* **Required work**: Gather every line below where "html" appears.

* **Data provided**:
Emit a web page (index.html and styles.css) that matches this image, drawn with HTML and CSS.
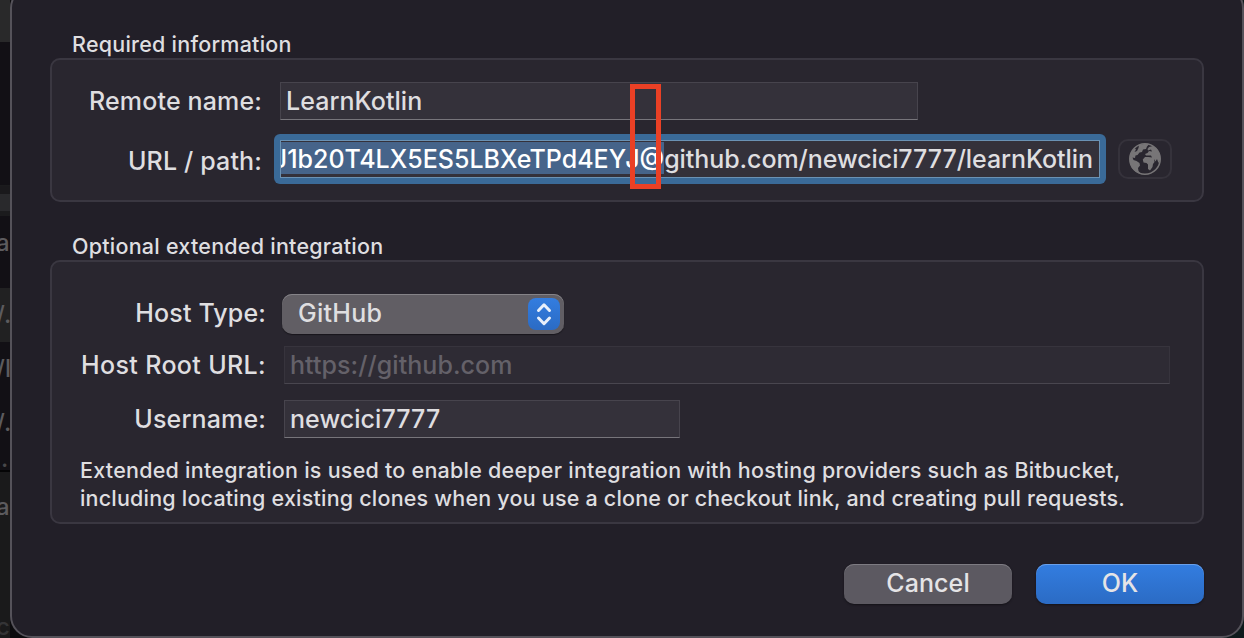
FILE: index.html
```
<!DOCTYPE html>
<html lang="en">
<head>
<meta charset="utf-8">
<title>Remote details</title>
<link rel="stylesheet" href="styles.css">
</head>
<body>
<div class="screen">
  <div class="backdrop">
    <div class="strip strip-top"></div>
    <div class="strip strip-gap"></div>
    <div class="strip strip-bar"></div>
    <div class="strip strip-a"><span>a</span></div>
    <div class="strip strip-selected"><span>/.</span></div>
    <div class="strip strip-row"><span>/l</span></div>
    <div class="strip strip-row"><span>/.</span></div>
    <div class="strip strip-row-end"><span>.</span></div>
    <div class="strip strip-lower"><span>a</span><span class="faint">c</span></div>
  </div>
  <main class="dialog">
    <h2 class="group-title">Required information</h2>
    <section class="group group-required">
      <div class="row">
        <label class="label">Remote name:</label>
        <div class="field field-name">LearnKotlin</div>
      </div>
      <div class="row row-url">
        <label class="label">URL / path:</label>
        <div class="focus-ring">
          <div class="url-input"><span class="selected">J1b20T4LX5ES5LBXeTPd4EYJ@</span><span class="url-rest">github.com/newcici7777/learnKotlin</span></div>
        </div>
        <div class="globe-button">
          <svg width="32" height="32" viewBox="0 0 32 32"><circle cx="16" cy="16" r="15.2" fill="none" stroke="#777577" stroke-width="1.6"/><path fill="#777577" d="M10 2 16 .8 20 1.2 18 3.5 17 6 14 6.5 13 9 10.5 9.5 8.5 12 6.5 12.5 6 15 3.5 14.5 4.5 17 7.5 18 10.5 20 11 22.5 9 25 9.5 28 12 31 7 29 3 25 1 20 .8 15 2.5 9 5.5 5 7 6.5 5.5 9 8 8 9.5 5Z"/><path fill="#777577" d="M20 4 24 3 28 6 31 12 31.2 17 29.5 20 28 16 26.5 18.5 25 16 25.5 19 24 21 23.5 24 21 27.5 19 26 19 21.5 17.5 20 14.5 19.5 13.8 16.5 16 14 19.5 14 23 14.5 22 12.5 19 12.5 17 12.5 16 11 18.5 10 20 8 23 8.5 22 6.5 19 7.5 18.5 6Z"/></svg>
        </div>
      </div>
      <div class="marker"></div>
    </section>
    <h2 class="group-title">Optional extended integration</h2>
    <section class="group group-optional">
      <div class="row row-host">
        <label class="label">Host Type:</label>
        <div class="select"><span>GitHub</span>
          <span class="stepper"><svg width="32" height="32" viewBox="0 0 32 32"><path d="M10.5 12.5 16 6.8l5.5 5.7M10.5 20 16 25.7l5.5-5.7" fill="none" stroke="#e8effa" stroke-width="3" stroke-linecap="round" stroke-linejoin="round"/></svg></span>
        </div>
      </div>
      <div class="row">
        <label class="label l-root">Host Root URL:</label>
        <div class="field field-root">https://github.com</div>
      </div>
      <div class="row">
        <label class="label">Username:</label>
        <div class="field field-user">newcici7777</div>
      </div>
      <p class="note">Extended integration is used to enable deeper integration with hosting providers such as Bitbucket,<br><span class="note-line">including locating existing clones when you use a clone or checkout link, and creating pull requests.</span></p>
    </section>
    <div class="actions">
      <button class="button">Cancel</button>
      <button class="button primary">OK</button>
    </div>
  </main>
</div>
</body>
</html>
```
FILE: styles.css
```
* { box-sizing: border-box; }
body {
  margin: 0;
  background: #101012;
  font-family: Inter, "Liberation Sans", sans-serif;
  font-size: 25px;
  font-weight: 450;
  line-height: 30px;
  letter-spacing: 0.05px;
  color: #dfdee0;
  overflow: hidden;
}
.screen { display: flex; width: 1244px; height: 638px; overflow: hidden; background: linear-gradient(90deg, #0c0b0e 50%, #0e1a1c 50%); }
.backdrop { width: 10px; flex: none; display: flex; flex-direction: column; color: #5c5b5e; font-size: 24px; overflow: hidden; background: #121015; }
.strip { flex: none; overflow: hidden; display: flex; flex-direction: column; }
.strip span { margin-left: -4px; white-space: nowrap; }
.strip-top { height: 42px; background: #29292a; }
.strip-gap { height: 144px; background: #121015; border-bottom: 1px solid #1b1b1d; }
.strip-bar { height: 30px; background: #29292c; border-top: 8px solid #1a191c; border-bottom: 5px solid #1b1b1d; }
.strip-a { height: 72px; padding-top: 12px; }
.strip-selected { height: 54px; background: #212122; padding-top: 12px; }
.strip-row { height: 54px; padding-top: 12px; }
.strip-row-end { height: 22px; border-bottom: 2px solid #050506; }
.strip-row-end span { margin-left: 1px; margin-top: -6px; color: #48474a; }
.strip-lower { height: 166px; background: #1a1a1b; padding-top: 20px; }
.strip-lower .faint { margin-top: 90px; color: #343436; }

.dialog {
  flex: none;
  width: 1234px;
  height: 652px;
  margin-top: -14px;
  padding: 42px 38px 0;
  background: #221f28;
  border: 2px solid #55525a;
  border-radius: 22px;
}
.group-title { margin: 0; height: 28px; padding-left: 22px; font-size: 21.5px; line-height: 28px; font-weight: 450; letter-spacing: 0.24px; white-space: nowrap; }
.group { position: relative; border: 2px solid #3a3741; border-radius: 10px; background: #29262f; }
.group-required { height: 144px; padding-top: 22px; margin-bottom: 30px; }
.group-optional { height: 264px; padding-top: 32px; }
.row { display: flex; align-items: flex-start; height: 38px; white-space: nowrap; }
.label { width: 210px; text-align: right; padding-top: 4px; flex: none; letter-spacing: 0.15px; }
.group-optional .label { width: 214px; }
.group-optional .l-root { letter-spacing: 0.35px; }
.field { height: 38px; padding: 3px 5px; margin-left: 18px; background: #34313a; border: 1px solid #47444d; border-bottom: 1px solid #77757b; }
.field-name { width: 638px; }
.row-url { height: 50px; margin-top: 14px; }
.row-url .label { padding-top: 12px; }
.focus-ring { width: 832px; height: 50px; margin-left: 12px; padding: 6px; background: #3a6a98; border-radius: 6px; flex: none; }
.url-input { height: 38px; padding: 1px 6px 0 1px; border: 1px solid #6b92b4; background: #34313a; display: flex; justify-content: flex-end; overflow: hidden; line-height: 34px; }
.selected { background: #46648a; color: #fff; height: 32px; font-weight: 500; letter-spacing: 0; }
.url-rest { letter-spacing: -0.07px; }
.globe-button { width: 54px; height: 40px; margin: 5px 0 0 12px; border: 2px solid #35323b; border-radius: 10px; display: flex; align-items: center; justify-content: center; }
.marker { position: absolute; left: 578px; top: 24px; width: 31px; height: 105px; border: 5px solid #ea4025; }
.row-host { height: 40px; margin-bottom: 12px; }
.group-optional .row:nth-child(2) { margin-bottom: 16px; }
.select { width: 282px; height: 40px; margin-left: 16px; padding: 4px 4px 4px 16px; border-radius: 10px; background: #615e64; box-shadow: inset 0 1px #858388, 0 1px 1px #18161c; display: flex; justify-content: space-between; line-height: 30px; letter-spacing: 0.25px; }
.stepper { width: 32px; height: 32px; border-radius: 8px; background: linear-gradient(#337de0, #2b6bc4); }
.stepper svg, .globe-button svg { display: block; }
.group-optional .field-root { width: 886px; background: #2e2b34; border-color: #37343d; border-bottom-color: #49464f; color: #646169; }
.field-user { width: 396px; }
.note { margin: 18px 0 0 28px; font-size: 21.5px; line-height: 28px; letter-spacing: 0.24px; white-space: nowrap; }
.note-line { letter-spacing: 0.2px; }
.actions { display: flex; justify-content: flex-end; gap: 24px; margin-top: 40px; }
.button { width: 168px; height: 40px; padding: 0 0 2px; border: 0; border-radius: 10px; font: inherit; letter-spacing: 0.1px; color: #e5e4e6; background: #5c5961; box-shadow: inset 0 1px #7d7b82, 0 1px 2px #141218; }
.primary { background: linear-gradient(#337de0, #2b6bc4); box-shadow: inset 0 1px #6aa0ea, 0 1px 2px #141218; }
```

* **Solution to this exercise**:
Emit a web page (index.html and styles.css) that matches this image, drawn with HTML and CSS.
FILE: index.html
<!DOCTYPE html>
<html lang="en">
</html>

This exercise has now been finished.